— START Data section —

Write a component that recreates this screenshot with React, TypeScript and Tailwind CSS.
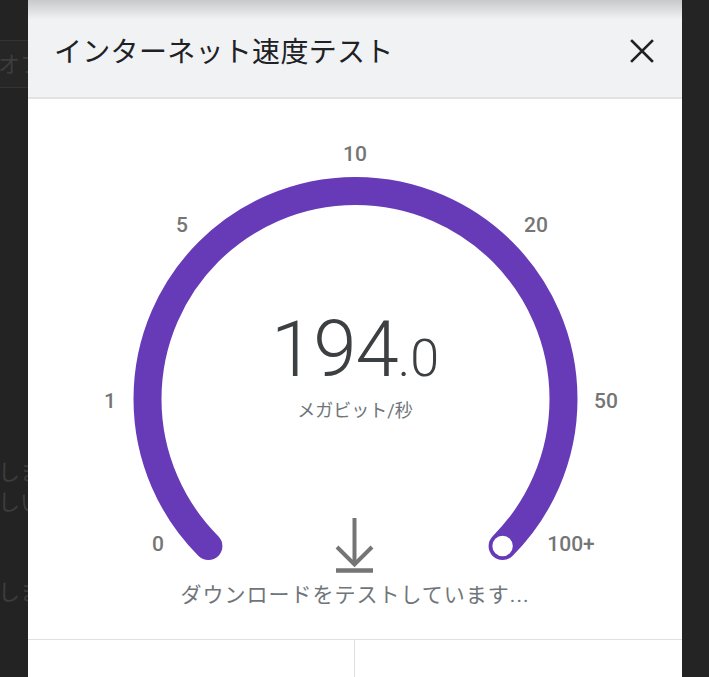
import React from 'react'

const PURPLE = '#673ab7'

const labels = [
  { t: '10', x: 327, y: 62 },
  { t: '5', x: 154, y: 133 },
  { t: '20', x: 508, y: 133 },
  { t: '1', x: 82, y: 309 },
  { t: '50', x: 578, y: 309 },
  { t: '0', x: 130, y: 452 },
  { t: '100+', x: 543, y: 452 },
]

function Gauge() {
  const cx = 327.5
  const cy = 300
  const r = 208
  const d = r * Math.SQRT1_2
  const start = `${cx - d} ${cy + d}`
  const end = `${cx + d} ${cy + d}`
  return (
    <svg className="absolute inset-0" width="654" height="540" viewBox="0 0 654 540">
      <path
        d={`M ${start} A ${r} ${r} 0 1 1 ${end}`}
        fill="none"
        stroke={PURPLE}
        strokeWidth="28"
        strokeLinecap="round"
      />
      <circle cx={cx + d} cy={cy + d} r="11" fill="#fff" stroke={PURPLE} strokeWidth="1.5" />
      {labels.map((l) => (
        <text
          key={l.t}
          x={l.x}
          y={l.y}
          textAnchor="middle"
          fill="#757575"
          fontSize="21"
          fontWeight="500"
          fontFamily="Roboto, 'Noto Sans', sans-serif"
        >
          {l.t}
        </text>
      ))}
    </svg>
  )
}

function DownloadIcon() {
  return (
    <svg width="40" height="58" viewBox="0 0 40 58" fill="none" stroke="#757575">
      <path d="M19.5 2 V48" strokeWidth="4" />
      <path d="M2 31 L19.5 48.5 L37 31" strokeWidth="4" />
      <path d="M1 54.5 H38" strokeWidth="4.5" />
    </svg>
  )
}

export default function App() {
  const font = "font-['Roboto','Noto_Sans_CJK_JP',sans-serif]"
  return (
    <div className={`w-[709px] h-[677px] bg-[#232323] flex overflow-hidden ${font}`}>
      {/* page behind the dialog */}
      <div className="w-[28px] shrink-0 overflow-hidden flex flex-col text-[#3d3d3d] text-[22px] whitespace-nowrap">
        <div className="h-[40px]" />
        <div className="h-[48px] bg-[#262626] border-y border-[#333] flex items-center">
          <span className="-ml-[2px]">オフ</span>
        </div>
        <div className="h-[370px]" />
        <div className="leading-[30px] -ml-[2px]">しま</div>
        <div className="leading-[30px] -ml-[2px]">しい</div>
        <div className="h-[60px]" />
        <div className="leading-[30px] -ml-[2px]">しま</div>
      </div>

      <div className="w-[654px] shrink-0 flex flex-col bg-white">
        <div className="h-[99px] shrink-0 bg-gradient-to-b from-[#c8c9ca] via-[#f1f2f4] via-[20%] to-[#f1f2f4] border-b-2 border-[#e2e3e5] flex items-center justify-between pl-[26px] pr-[28px] pt-[8px]">
          <h1 className="text-[28px] text-[#202124] tracking-[0.3px]">インターネット速度テスト</h1>
          <svg width="24" height="24" viewBox="0 0 24 24" stroke="#202124" strokeWidth="2.6" strokeLinecap="square" className="-mt-[4px]">
            <path d="M2 2 L22 22 M22 2 L2 22" />
          </svg>
        </div>

        <div className="relative h-[540px] shrink-0 flex flex-col items-center">
          <Gauge />
          <div className="relative mt-[212px] flex items-baseline text-[#3c4043] font-light leading-none">
            <span className="text-[78px] tracking-[-1px]">194</span>
            <span className="text-[52px]">.0</span>
          </div>
          <div className="relative mt-[8px] text-[18px] text-[#70757a]">メガビット/秒</div>
          <div className="relative mt-[92px]">
            <DownloadIcon />
          </div>
          <div className="relative mt-[6px] text-[21px] text-[#70757a] tracking-[1px]">
            ダウンロードをテストしています...
          </div>
        </div>

        <div className="flex-1 border-t border-[#e0e0e0] flex">
          <div className="w-[327px] border-r border-[#e0e0e0]" />
          <div className="flex-1" />
        </div>
      </div>

      <div className="flex-1 bg-[#242424]" />
    </div>
  )
}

— END Data section —

Keep the pictures out of the copy and return the rest of the data above exactly.

Result below:
Write a component that recreates this screenshot with React, TypeScript and Tailwind CSS.
import React from 'react'

const PURPLE = '#673ab7'

const labels = [
  { t: '10', x: 327, y: 62 },
  { t: '5', x: 154, y: 133 },
  { t: '20', x: 508, y: 133 },
  { t: '1', x: 82, y: 309 },
  { t: '50', x: 578, y: 309 },
  { t: '0', x: 130, y: 452 },
  { t: '100+', x: 543, y: 452 },
]

function Gauge() {
  const cx = 327.5
  const cy = 300
  const r = 208
  const d = r * Math.SQRT1_2
  const start = `${cx - d} ${cy + d}`
  const end = `${cx + d} ${cy + d}`
  return (
    <svg className="absolute inset-0" width="654" height="540" viewBox="0 0 654 540">
      <path
        d={`M ${start} A ${r} ${r} 0 1 1 ${end}`}
        fill="none"
        stroke={PURPLE}
        strokeWidth="28"
        strokeLinecap="round"
      />
      <circle cx={cx + d} cy={cy + d} r="11" fill="#fff" stroke={PURPLE} strokeWidth="1.5" />
      {labels.map((l) => (
        <text
          key={l.t}
          x={l.x}
          y={l.y}
          textAnchor="middle"
          fill="#757575"
          fontSize="21"
          fontWeight="500"
          fontFamily="Roboto, 'Noto Sans', sans-serif"
        >
          {l.t}
        </text>
      ))}
    </svg>
  )
}

function DownloadIcon() {
  return (
    <svg width="40" height="58" viewBox="0 0 40 58" fill="none" stroke="#757575">
      <path d="M19.5 2 V48" strokeWidth="4" />
      <path d="M2 31 L19.5 48.5 L37 31" strokeWidth="4" />
      <path d="M1 54.5 H38" strokeWidth="4.5" />
    </svg>
  )
}

export default function App() {
  const font = "font-['Roboto','Noto_Sans_CJK_JP',sans-serif]"
  return (
    <div className={`w-[709px] h-[677px] bg-[#232323] flex overflow-hidden ${font}`}>
      {/* page behind the dialog */}
      <div className="w-[28px] shrink-0 overflow-hidden flex flex-col text-[#3d3d3d] text-[22px] whitespace-nowrap">
        <div className="h-[40px]" />
        <div className="h-[48px] bg-[#262626] border-y border-[#333] flex items-center">
          <span className="-ml-[2px]">オフ</span>
        </div>
        <div className="h-[370px]" />
        <div className="leading-[30px] -ml-[2px]">しま</div>
        <div className="leading-[30px] -ml-[2px]">しい</div>
        <div className="h-[60px]" />
        <div className="leading-[30px] -ml-[2px]">しま</div>
      </div>

      <div className="w-[654px] shrink-0 flex flex-col bg-white">
        <div className="h-[99px] shrink-0 bg-gradient-to-b from-[#c8c9ca] via-[#f1f2f4] via-[20%] to-[#f1f2f4] border-b-2 border-[#e2e3e5] flex items-center justify-between pl-[26px] pr-[28px] pt-[8px]">
          <h1 className="text-[28px] text-[#202124] tracking-[0.3px]">インターネット速度テスト</h1>
          <svg width="24" height="24" viewBox="0 0 24 24" stroke="#202124" strokeWidth="2.6" strokeLinecap="square" className="-mt-[4px]">
            <path d="M2 2 L22 22 M22 2 L2 22" />
          </svg>
        </div>

        <div className="relative h-[540px] shrink-0 flex flex-col items-center">
          <Gauge />
          <div className="relative mt-[212px] flex items-baseline text-[#3c4043] font-light leading-none">
            <span className="text-[78px] tracking-[-1px]">194</span>
            <span className="text-[52px]">.0</span>
          </div>
          <div className="relative mt-[8px] text-[18px] text-[#70757a]">メガビット/秒</div>
          <div className="relative mt-[92px]">
            <DownloadIcon />
          </div>
          <div className="relative mt-[6px] text-[21px] text-[#70757a] tracking-[1px]">
            ダウンロードをテストしています...
          </div>
        </div>

        <div className="flex-1 border-t border-[#e0e0e0] flex">
          <div className="w-[327px] border-r border-[#e0e0e0]" />
          <div className="flex-1" />
        </div>
      </div>

      <div className="flex-1 bg-[#242424]" />
    </div>
  )
}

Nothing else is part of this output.